On Behalf of | Feb 19, 2020 | Family Law |

While some states do allow couples to file for a legal separation, New Jersey is not one of them. However, there are two other procedures that can be used to accomplish a similar outcome. One is known as a Complaint for Separate Maintenance, and the other is a Complaint for Divorce from Bed and Board.

A Complaint for Separate Maintenance is used when a couple wish to maintain the marital status but allow one spouse to file for child or spousal support from the other. It does not address any other marriage issues such as distribution of assets.

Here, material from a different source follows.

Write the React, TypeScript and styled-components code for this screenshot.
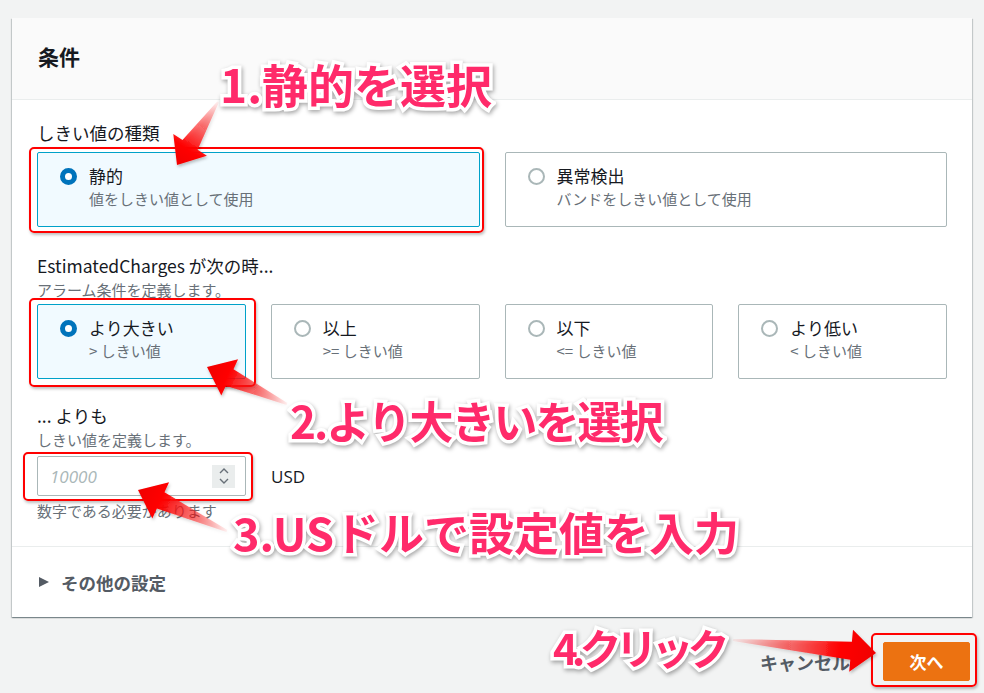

A Complaint for Divorce from Bed and Board is filed when both parties agree to maintain separate households while still married. Its main purpose is to allow time for tempers and emotions to calm in hopes that a marital settlement agreement can be reasonably negotiated in the future. In layman’s terms, it is simply a “time-out.” All property rights are set with the filing of this type of complaint, but issues such as child custody, visitation, and spousal support may still be negotiated. A Complaint for Divorce from Bed and Board can be converted into a full divorce settlement at a later time. In addition, some religions do not believe in divorce, but do accept spousal separation. Therefore, this type of complaint allows them a way to live separately while still holding to their own personal beliefs.

Divorce may be filed in the state of New Jersey under a number of reasons. However, if a divorce is filed on the grounds of separation, the parties must have been separated for a minimum of 18 months prior to the filing date. An experienced divorce attorney can help determine which separation or divorce option is the best fit for your situation.